3. We have heard Shri Rajesh Bindal and perused the record. Section 80HHA of the Act provides for deduction in respect of profits and gains from newly established small-scale industrial undertakings in certain areas. Sub-section (1) thereof lays down that where the gross total income of an assessee includes any profits and gains derived from a small-scale industrial undertaking to which this section applies, there shall, in accordance with and subject to the provisions of this section, be allowed, in computing the total income of the assessee, a deduction from such profits and gains of an amount equal to twenty per cent. thereof. Sub-section (4) of Section 80HHA declares that where the assessee is a person, other than a company or a co-operative society, the deduction under Sub-section (1) shall not be admissible unless the accounts of the small-scale industrial undertaking for the previous year relevant to the assessment year for which the deduction is claimed have been audited by an accountant as defined in the Explanation below Sub-section (2) of Section 288 and the assessee furnishes, along with his return of income, the report of such audit in the prescribed form duly signed and verified by such accountant.

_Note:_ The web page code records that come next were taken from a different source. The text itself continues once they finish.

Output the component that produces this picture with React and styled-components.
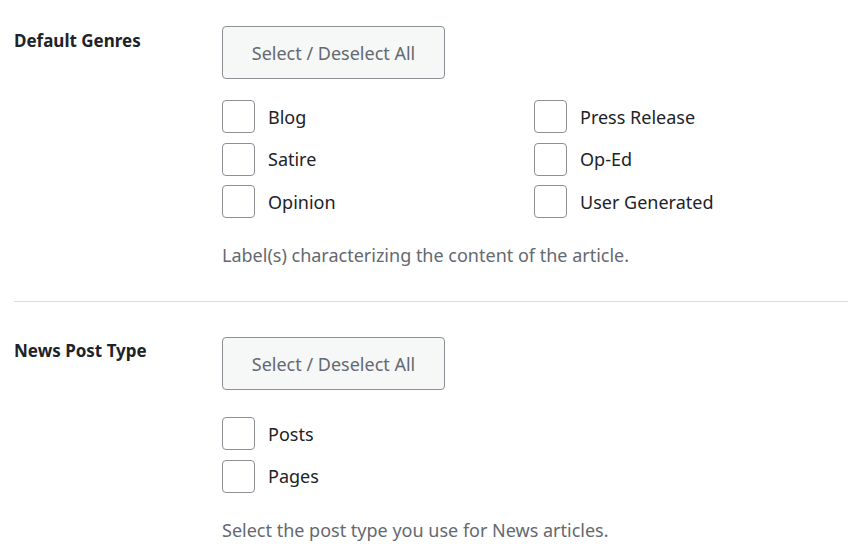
import React from "react";
import styled, { createGlobalStyle } from "styled-components";

const Global = createGlobalStyle`
  html, body { margin: 0; padding: 0; background: #ffffff; }
  body { font-family: "Noto Sans", "Open Sans", sans-serif; color: #1d2327; }
`;

const Page = styled.div`
  padding: 26px 9px 0 14px;
`;

const Section = styled.div`
  display: grid;
  grid-template-columns: 208px 1fr;
  padding: ${(p) => (p.$first ? "0" : "35px")} 0 ${(p) => (p.$last ? "0" : "33px")};
  border-bottom: ${(p) => (p.$last ? "none" : "1px solid #dcdcde")};
`;

const Label = styled.div`
  font-size: 17px;
  font-weight: 700;
  line-height: 24px;
  padding-top: ${(p) => p.$pad}px;
  color: #1d2327;
`;

const Content = styled.div`
  display: flex;
  flex-direction: column;
  align-items: flex-start;
`;

const Button = styled.button`
  box-sizing: border-box;
  width: 223px;
  height: 53px;
  background: #f6f7f7;
  border: 1px solid #8c8f94;
  border-radius: 4px;
  color: #646970;
  font-family: inherit;
  font-size: 18px;
  padding: 0;
  cursor: pointer;
`;

const Options = styled.div`
  display: grid;
  grid-template-columns: ${(p) => (p.$cols === 2 ? "312px 312px" : "312px")};
  grid-auto-flow: column;
  grid-template-rows: repeat(${(p) => p.$rows}, 33px);
  row-gap: 9.5px;
  margin-top: ${(p) => p.$gap}px;
`;

const Option = styled.label`
  display: flex;
  align-items: center;
  gap: 13px;
  font-size: 18px;
  color: #1d2327;
`;

const Box = styled.span`
  box-sizing: border-box;
  width: 33px;
  height: 33px;
  border: 1px solid #8c8f94;
  border-radius: 4px;
  background: #fff;
  flex: none;
`;

const Desc = styled.p`
  margin: 24px 0 0;
  font-size: 18px;
  line-height: 26px;
  color: #646970;
`;

function Field({ label, options, cols, desc, first, last, gap, labelPad }) {
  const rows = Math.ceil(options.length / cols);
  return (
    <Section $first={first} $last={last}>
      <Label $pad={labelPad}>{label}</Label>
      <Content>
        <Button type="button">Select / Deselect All</Button>
        <Options $cols={cols} $rows={rows} $gap={gap}>
          {options.map((o) => (
            <Option key={o}>
              <Box />
              {o}
            </Option>
          ))}
        </Options>
        <Desc>{desc}</Desc>
      </Content>
    </Section>
  );
}

export default function App() {
  return (
    <>
      <Global />
      <Page>
        <Field
          first
          label="Default Genres"
          cols={2}
          gap={21}
          labelPad={3}
          options={["Blog", "Satire", "Opinion", "Press Release", "Op-Ed", "User Generated"]}
          desc="Label(s) characterizing the content of the article."
        />
        <Field
          last
          label="News Post Type"
          cols={1}
          gap={27}
          labelPad={2}
          options={["Posts", "Pages"]}
          desc="Select the post type you use for News articles."
        />
      </Page>
    </>
  );
}
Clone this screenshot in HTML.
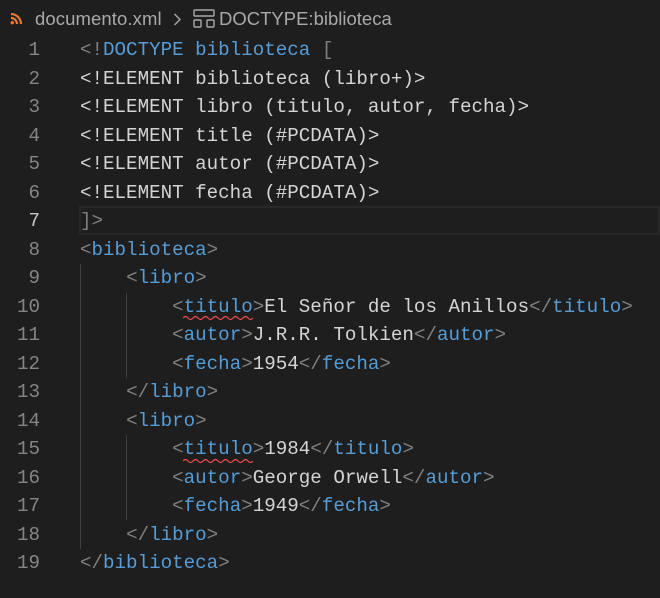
<!DOCTYPE html>
<html><head><meta charset="utf-8">
<style>
html,body{margin:0;padding:0;background:#1e1e1e;width:660px;height:598px;overflow:hidden}
.bc{position:absolute;top:0;left:0;height:36px;width:660px;font-family:"Liberation Sans",sans-serif;font-size:18.5px;color:#a9a9a9}
.bc span{position:absolute;top:8px;white-space:nowrap}
.ln{position:absolute;left:0;width:40px;text-align:right;font-family:"Liberation Mono",monospace;font-size:19.2px;color:#858585;line-height:28.5px}
.code{position:absolute;left:80px;font-family:"Liberation Mono",monospace;font-size:19.2px;color:#d4d4d4;white-space:pre;line-height:28.5px}
.g{color:#808080}.b{color:#569cd6}
.guide{position:absolute;width:1px;background:#404040}
</style></head><body>
<div class="bc">
<svg style="position:absolute;left:10px;top:12px" width="13" height="13" viewBox="0 0 13 13">
<path d="M1 2 A10 10 0 0 1 11 12" stroke="#e37933" stroke-width="2.2" fill="none"/>
<path d="M1 6 A6 6 0 0 1 7 12" stroke="#e37933" stroke-width="2.2" fill="none"/>
<circle cx="2.3" cy="10.7" r="1.7" fill="#e37933"/></svg>
<span style="left:35px;letter-spacing:0.1px">documento.xml</span>
<svg style="position:absolute;left:173px;top:13px" width="9" height="13" viewBox="0 0 9 13"><path d="M1.5 1 L7 6.5 L1.5 12" stroke="#a9a9a9" stroke-width="1.4" fill="none"/></svg>
<svg style="position:absolute;left:193px;top:9px" width="22" height="19" viewBox="0 0 22 19" fill="none" stroke="#a9a9a9" stroke-width="1.4">
<rect x="1" y="1" width="20" height="6" rx="1"/><rect x="1" y="11" width="7" height="7" rx="1"/><rect x="14" y="11" width="7" height="7" rx="1"/></svg>
<span style="left:219px">DOCTYPE:biblioteca</span>
</div>
<div style="position:absolute;left:79px;top:206px;width:581px;height:29px;box-sizing:border-box;border:2px solid #282828"></div>
<div class="guide" style="left:80px;top:264px;height:285px"></div>
<div class="guide" style="left:126px;top:293px;height:85px"></div>
<div class="guide" style="left:126px;top:435px;height:85px"></div>
<div class="ln" style="top:36px">1<br>2<br>3<br>4<br>5<br>6<br><span style="color:#c6c6c6">7</span><br>8<br>9<br>10<br>11<br>12<br>13<br>14<br>15<br>16<br>17<br>18<br>19</div>
<div class="code" style="top:36px"><span class="g">&lt;!</span><span class="b">DOCTYPE</span> <span class="b">biblioteca</span> <span class="g">[</span>
&lt;!ELEMENT biblioteca (libro+)&gt;
&lt;!ELEMENT libro (titulo, autor, fecha)&gt;
&lt;!ELEMENT title (#PCDATA)&gt;
&lt;!ELEMENT autor (#PCDATA)&gt;
&lt;!ELEMENT fecha (#PCDATA)&gt;
<span class="g">]&gt;</span>
<span class="g">&lt;</span><span class="b">biblioteca</span><span class="g">&gt;</span>
    <span class="g">&lt;</span><span class="b">libro</span><span class="g">&gt;</span>
        <span class="g">&lt;</span><span class="b">titulo</span><span class="g">&gt;</span>El Señor de los Anillos<span class="g">&lt;/</span><span class="b">titulo</span><span class="g">&gt;</span>
        <span class="g">&lt;</span><span class="b">autor</span><span class="g">&gt;</span>J.R.R. Tolkien<span class="g">&lt;/</span><span class="b">autor</span><span class="g">&gt;</span>
        <span class="g">&lt;</span><span class="b">fecha</span><span class="g">&gt;</span>1954<span class="g">&lt;/</span><span class="b">fecha</span><span class="g">&gt;</span>
    <span class="g">&lt;/</span><span class="b">libro</span><span class="g">&gt;</span>
    <span class="g">&lt;</span><span class="b">libro</span><span class="g">&gt;</span>
        <span class="g">&lt;</span><span class="b">titulo</span><span class="g">&gt;</span>1984<span class="g">&lt;/</span><span class="b">titulo</span><span class="g">&gt;</span>
        <span class="g">&lt;</span><span class="b">autor</span><span class="g">&gt;</span>George Orwell<span class="g">&lt;/</span><span class="b">autor</span><span class="g">&gt;</span>
        <span class="g">&lt;</span><span class="b">fecha</span><span class="g">&gt;</span>1949<span class="g">&lt;/</span><span class="b">fecha</span><span class="g">&gt;</span>
    <span class="g">&lt;/</span><span class="b">libro</span><span class="g">&gt;</span>
<span class="g">&lt;/</span><span class="b">biblioteca</span><span class="g">&gt;</span></div>
<svg style="position:absolute;left:183px;top:315px" width="70" height="6"><path d="M0 3 q2.5 -3 5 0 t5 0 t5 0 t5 0 t5 0 t5 0 t5 0 t5 0 t5 0 t5 0 t5 0 t5 0 t5 0 t5 0" stroke="#f14c4c" stroke-width="1.2" fill="none"/></svg>
<svg style="position:absolute;left:183px;top:458px" width="70" height="6"><path d="M0 3 q2.5 -3 5 0 t5 0 t5 0 t5 0 t5 0 t5 0 t5 0 t5 0 t5 0 t5 0 t5 0 t5 0 t5 0 t5 0" stroke="#f14c4c" stroke-width="1.2" fill="none"/></svg>
</body></html>
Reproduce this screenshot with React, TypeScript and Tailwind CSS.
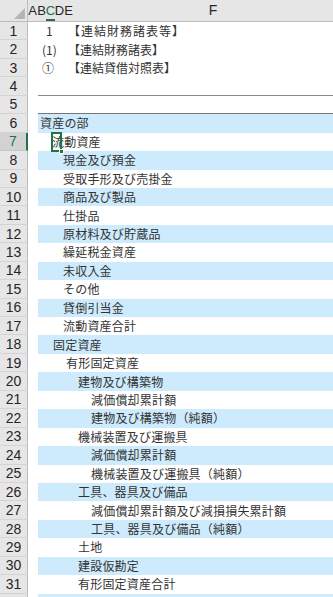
import React from 'react';

type Row = {
  n: number;
  label?: string;
  indent?: number;
  fill?: boolean;
};

const rows: Row[] = [
  { n: 6, label: '資産の部', indent: 2, fill: true },
  { n: 7, label: '流動資産', indent: 14 },
  { n: 8, label: '現金及び預金', indent: 25, fill: true },
  { n: 9, label: '受取手形及び売掛金', indent: 25 },
  { n: 10, label: '商品及び製品', indent: 25, fill: true },
  { n: 11, label: '仕掛品', indent: 25 },
  { n: 12, label: '原材料及び貯蔵品', indent: 25, fill: true },
  { n: 13, label: '繰延税金資産', indent: 25 },
  { n: 14, label: '未収入金', indent: 25, fill: true },
  { n: 15, label: 'その他', indent: 25 },
  { n: 16, label: '貸倒引当金', indent: 25, fill: true },
  { n: 17, label: '流動資産合計', indent: 25 },
  { n: 18, label: '固定資産', indent: 15, fill: true },
  { n: 19, label: '有形固定資産', indent: 28 },
  { n: 20, label: '建物及び構築物', indent: 40, fill: true },
  { n: 21, label: '減価償却累計額', indent: 53 },
  { n: 22, label: '建物及び構築物（純額）', indent: 53, fill: true },
  { n: 23, label: '機械装置及び運搬具', indent: 40 },
  { n: 24, label: '減価償却累計額', indent: 53, fill: true },
  { n: 25, label: '機械装置及び運搬具（純額）', indent: 53 },
  { n: 26, label: '工具、器具及び備品', indent: 40, fill: true },
  { n: 27, label: '減価償却累計額及び減損損失累計額', indent: 53 },
  { n: 28, label: '工具、器具及び備品（純額）', indent: 53, fill: true },
  { n: 29, label: '土地', indent: 40 },
  { n: 30, label: '建設仮勘定', indent: 40, fill: true },
  { n: 31, label: '有形固定資産合計', indent: 40 },
];

const jp = "font-['Noto_Sans_CJK_JP','Liberation_Sans',sans-serif]";

function RowHeader({ n, selected }: { n?: number; selected?: boolean }) {
  return (
    <div
      className={`w-[28px] shrink-0 flex items-center justify-center text-[14px] leading-none border-b ${
        selected
          ? 'bg-[#d2d2d2] text-[#217346] border-r-2 border-r-[#217346] border-b-[#c6c6c6]'
          : 'bg-[#e6e6e6] text-[#262626] border-r border-r-[#bdbdbd] border-b-[#d4d4d4]'
      }`}
    >
      {n}
    </div>
  );
}

export default function App() {
  return (
    <div className="w-[333px] h-[597px] overflow-hidden bg-white font-['Liberation_Sans',sans-serif]">
      {/* Column headers */}
      <div className="flex h-[22px] bg-[#e6e6e6] border-b border-[#bdbdbd]">
        <div className="w-[28px] shrink-0 flex items-end justify-end pr-[2px] pb-[2px] border-r border-[#bdbdbd]">
          <svg width="11" height="11" viewBox="0 0 11 11">
            <polygon points="11,0 11,11 0,11" fill="#b4b4b4" />
          </svg>
        </div>
        {['A', 'B', 'C', 'D', 'E'].map((c) => (
          <div
            key={c}
            className={`w-[9px] shrink-0 flex items-center justify-center text-[13px] leading-none ${
              c === 'C' ? 'text-[#217346] border-b-2 border-[#217346] pt-[2px]' : 'text-[#262626]'
            }`}
          >
            {c}
          </div>
        ))}
        <div className="w-[280px] shrink-0 flex items-center justify-center text-[14px] text-[#262626]">F</div>
      </div>

      {/* Rows 1-3: headings */}
      {[
        { n: 1, mark: '1', pad: 'pl-[8px]', text: '【連結財務諸表等】', wide: true },
        { n: 2, mark: '(1)', pad: 'pl-[4px]', text: '【連結財務諸表】' },
        { n: 3, mark: '①', pad: 'pl-[4px]', text: '【連結貸借対照表】' },
      ].map((r) => (
        <div key={r.n} className="flex h-[18.45px]">
          <RowHeader n={r.n} />
          <div className={`flex-1 flex items-center pl-[10px] text-[12px] text-[#333] ${jp}`}>
            <span className={`w-[30px] shrink-0 ${r.pad}`}>{r.mark}</span>
            <span className={r.wide ? 'tracking-[1px]' : ''}>{r.text}</span>
          </div>
        </div>
      ))}

      {/* Row 4, 5: rule lines */}
      <div className="flex h-[18.45px]">
        <RowHeader n={4} />
        <div className="flex-1 pl-[10px]">
          <div className="h-full border-b border-[#8a8a8a]" />
        </div>
      </div>
      <div className="flex h-[18.45px]">
        <RowHeader n={5} />
        <div className="flex-1 pl-[10px]">
          <div className="h-full border-b border-[#767676]" />
        </div>
      </div>

      {/* Balance sheet rows */}
      {rows.map((r) => (
        <div key={r.n} className="flex h-[18.45px]">
          <RowHeader n={r.n} selected={r.n === 7} />
          <div className="flex-1 pl-[10px]">
            <div
              className={`relative h-full flex items-center text-[12px] text-[#333] whitespace-nowrap tracking-[0.2px] ${jp} ${
                r.fill ? 'bg-[#cdebfc]' : 'bg-white'
              }`}
              style={{ paddingLeft: r.indent }}
            >
              <span>{r.label}</span>
              {r.n === 7 && (
                <div className="absolute z-10 left-[13px] top-[-1px] w-[11px] h-[20px] border-2 border-[#217346]">
                  <div className="absolute right-[-4px] bottom-[-4px] w-[5px] h-[5px] bg-[#217346] border border-white" />
                </div>
              )}
            </div>
          </div>
        </div>
      ))}

      {/* Row 32, cut off at the window edge */}
      <div className="flex h-[18.45px]">
        <RowHeader />
        <div className="flex-1 pl-[10px]">
          <div className="h-full bg-[#cdebfc]" />
        </div>
      </div>
    </div>
  );
}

4. The core issue before us is whether Sub-section (4) of Section 80HHA of the Act is mandatory and non-compliance therewith results in depriving the assessee of the benefit of deduction in terms of Sub-section (1) thereof.
5. In CIT v. Punjab Financial Corporation [2002] 254 ITR 6, while interpreting Section 32AB(1) and (5), a Full Bench of this court considered Section 32AB(1) and (5) which is pari materia to Section 80HHA(4) and held as under (headnote):
"The conditions embodied in Sub-section (1) of Section 32AB of the Income-tax Act, 1961, the fulfilment of which entitles the assessee to claim deduction on the basis of Investment Deposit Account are mandatory, because the substratum of the claim of deduction is the deposit of the amount in the account maintained by the assessee with the Development Bank or utilisation thereof for purchase of new ship, new aircraft or new machinery or plant, and, therefore, unless the conditions embodied in Sub-section (1) are satisfied the assessee cannot claim deduction. However, this is not true of Sub-Section (5) which only provides for filing the report of audit prepared by the accountant as defined in the Explanation below Section 288(2) along with the return. The assessee's claim for deduction under Section 32AB(1)(a) does not depend on the submission of the audit report along with the return but on deposit of the amount in the account maintained by him with the Development Bank before the expiry of six months from the end of the previous year or before furnishing the return of income, whichever is earlier. The requirement of filing the duly audited report along with the return cannot be treated as mandatory and the assessee cannot be deprived of the benefit of deduction if the same is filed before the finalisation of the assessment.
Sub-section (5) of Section 32AB is not mandatory and the Assessing Officer has discretion to entertain the audit report, even though it has not been filed with the return, and give benefit of the deduction to the assessee in terms of Section 32AB(1)." (underlining1 is ours)
6. By applying the ratio of the aforementioned judgment to this case, we hold that Section 80HHA(4) of the Act is not mandatory and non-compliance therewith cannot be made a basis for denying the benefit of deduction to the assessee in terms of Section 80HHA(1) if duly audited accounts are filed by the assessee before the assessment and a plausible explanation is given for not filing the same along with the return.
7. The facts of the case in hand show that the assessee had not filed the audited accounts along with the original return, but had done the needful with the revised return filed in pursuance of the notice issued by the Assessing Officer under Section 143(2)(b) of the Act. This means that it had substantially complied with the provisions of Section 80HHA(4). We, therefore, hold that the Tribunal did not commit any error by deleting the addition of Rs. 17,876 made on account of disallowance of the assessee's claim for deduction under Section 80HHA(1).
8. In the result, the reference made by the Tribunal is answered in favour of the assessee and against the Revenue.